Like fleas, ticks are small wingless parasites that feed on the blood of warm-blooded hosts. Ticks are classified as arachnids. Both fleas and ticks can torment your pet. Worldwide, there are about 850 species of ticks, but the main ticks that you and your pet may encounter in North America are:

  • Deer ticks
  • Brown dog ticks
  • Gulf Coast ticks
  • Lone star ticks
  • Rocky Mountain dog ticks
  • American dog ticks

Tick bites aren't merely uncomfortable, but because ticks move from host-to-host, and are frequently brought into the house from the wild, ticks spread diseases easily. Most notably, ticks are the main carrier of Lyme’s disease.

Tick Varieties

There are three families of ticks: hard, soft, and Nuttalliellidae. The two varieties that appear in the United States are hard and soft ticks; both of these types potentially carry diseases to humans and animals; Nuttalliellidae are quite rare and only known to appear in Africa. Both hard and soft ticks have similar life cycles and habits, and spread diseases easily to hosts.
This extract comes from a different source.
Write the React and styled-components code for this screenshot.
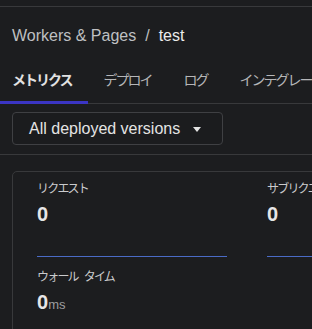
import React from "react";
import styled, { createGlobalStyle } from "styled-components";

const GlobalStyle = createGlobalStyle`
  body {
    margin: 0;
    background: #1c1d1f;
    overflow: hidden;
    font-family: "Liberation Sans", "Noto Sans CJK JP", sans-serif;
  }
`;

const Page = styled.div`
  width: 100%;
  min-height: 329px;
  background: #1c1d1f;
  color: #e4e4e4;
`;

const TopRule = styled.div`
  height: 6px;
  border-bottom: 1px solid #38393b;
`;

const Breadcrumb = styled.div`
  margin-top: 19px;
  padding-left: 12px;
  font-size: 16px;
  line-height: 20px;
  white-space: nowrap;
  display: flex;
`;

const Crumb = styled.span`
  color: ${({ current }) => (current ? "#ececec" : "#bfc0c2")};
`;

const Slash = styled.span`
  color: #bfc0c2;
  margin: 0 9px;
`;

const TabBar = styled.div`
  margin-top: 10px;
  display: flex;
  border-bottom: 1px solid #38393b;
  white-space: nowrap;
`;

const Tab = styled.div`
  padding: 13px 16px 12px ${({ first }) => (first ? "12px" : "16px")};
  margin-bottom: -1px;
  font-family: "Noto Sans CJK JP", sans-serif;
  font-size: 14px;
  line-height: 20px;
  letter-spacing: -2px;
  font-weight: ${({ active }) => (active ? 700 : 400)};
  color: ${({ active }) => (active ? "#e2e2e2" : "#b5b6b8")};
  border-bottom: 3px solid ${({ active }) => (active ? "#3b35c4" : "transparent")};
`;

const FilterRow = styled.div`
  padding: 8px 12px 9px;
  border-bottom: 1px solid #38393b;
`;

const Select = styled.div`
  display: inline-flex;
  align-items: center;
  gap: 13px;
  height: 31px;
  padding: 0 21px 0 16px;
  border: 1px solid #3f4043;
  border-radius: 4px;
  background: #1b1c1e;
  font-size: 16px;
  color: #e4e4e4;
  white-space: nowrap;
`;

const Caret = styled.span`
  width: 0;
  height: 0;
  border-left: 4.5px solid transparent;
  border-right: 4.5px solid transparent;
  border-top: 5px solid #e4e4e4;
  margin-top: 1px;
`;

const Card = styled.div`
  margin: 16px 0 0 12px;
  width: 1000px;
  border: 1px solid #38393b;
  border-radius: 5px;
  padding: 8px 24px 24px;
`;

const MetricGrid = styled.div`
  display: grid;
  grid-template-columns: repeat(4, 190px);
  column-gap: 40px;
  row-gap: 8px;
`;

const Metric = styled.div`
  display: flex;
  flex-direction: column;
`;

const Label = styled.div`
  font-family: "Noto Sans CJK JP", sans-serif;
  font-size: 12px;
  line-height: 16px;
  letter-spacing: -1.8px;
  word-spacing: 5px;
  color: #cacbcd;
  white-space: pre;
`;

const Value = styled.div`
  margin-top: 6px;
  font-size: 20px;
  line-height: 24px;
  font-weight: 700;
  color: #e6e6e6;
`;

const Unit = styled.span`
  font-size: 13px;
  font-weight: 400;
  color: #9c9d9f;
`;

const Spark = styled.svg`
  display: block;
  width: 190px;
  height: 31px;
`;

const metrics = [
  { label: "リクエスト", value: "0" },
  { label: "サブリクエスト", value: "0" },
  { label: "エラー", value: "0" },
  { label: "CPU 時間", value: "0", unit: "ms" },
  { label: "ウォール タイム", value: "0", unit: "ms", noChart: true },
];

const tabs = ["メトリクス", "デプロイ", "ログ", "インテグレーション", "設定"];

export default function App() {
  return (
    <Page>
      <GlobalStyle />
      <TopRule />
      <Breadcrumb>
        <Crumb>Workers &amp; Pages</Crumb>
        <Slash>/</Slash>
        <Crumb current>test</Crumb>
      </Breadcrumb>
      <TabBar>
        {tabs.map((t, i) => (
          <Tab key={t} first={i === 0} active={i === 0}>
            {t}
          </Tab>
        ))}
      </TabBar>
      <FilterRow>
        <Select>
          All deployed versions
          <Caret />
        </Select>
      </FilterRow>
      <Card>
        <MetricGrid>
          {metrics.map((m) => (
            <Metric key={m.label}>
              <Label>{m.label}</Label>
              <Value>
                {m.value}
                {m.unit && <Unit>{m.unit}</Unit>}
              </Value>
              {!m.noChart && (
                <Spark viewBox="0 0 190 31">
                  <line x1="0" y1="30.5" x2="190" y2="30.5" stroke="#4a6bc6" strokeWidth="1.2" />
                </Spark>
              )}
            </Metric>
          ))}
        </MetricGrid>
      </Card>
    </Page>
  );
}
A Tick's Life Cycle & Biology

Ticks progress through four stages of life: Adult ticks give birth to eggs, which hatch as larval ticks. After feeding, larval ticks hatch into nymphs, which become adults after feeding upon a host. In the three main life stages—larva, nymph, and adult—the tick must feed upon a host to progress to the next life stage. Female ticks frequently lay eggs immediately after eating. It takes from a few months to a year for a tick to progress through the life stages; adult female ticks can lay up to 3,000 eggs. After laying eggs, female ticks die.

Ticks can only consume blood—which they ingest by biting hosts—but are capable of living for several months without eating. A tick's ideal environment is warm and humid—when it's too cool, tick's eggs can't develop into larva. Ticks require a number of hosts to be around their area in order to reproduce.

Finding Ticks on Your Pet

Ticks are quite small, making them difficult to spot on your pet’s skin. Comb through your dog or cat’s fur looking for small scabs or engorged ticks feeding upon your pet. Pay close attention to hairless areas of your pet’s body—behind the ears, by the head, on paws, or around the neck. Tick bites are itchy and irritating for pets, although far less so than mosquito or flea bites.

Prevention Tips

After going outside, especially when it's warm, check your pet carefully for ticks. Remove any ticks that you find. To prevent ticks from finding your dog an attractive host, use topical spot-on solutions (like Frontline Plus or K9 Advantix) or use a tick collar. Most products can be procured over the counter, but others will require a visit to the veterinarian.

If you have a yard, you can also make that environment unattractive to ticks by keeping the grass trimmed quite short. You can also potentially spray the lawn with pesticides—just make sure sprays are pet-friendly.

Removing & Treating Ticks

If you spot a tick on your pet—or yourself—carefully and calmly remove it. As with many parasites, where there is one tick, the possibility exists for several, since birth rates are rapid and abundant. Check your pet and their surroundings—particularly any bedding—for ticks. If ticks have infiltrated your house, apply a pesticide to the house and double-check that your pet is tick-free.

The easiest way to prevent your pet from tick bites, and avoid a tick infestation in your home, is to use tick-prevention treatments and check your pet carefully for ticks after being outdoors in warm weather months.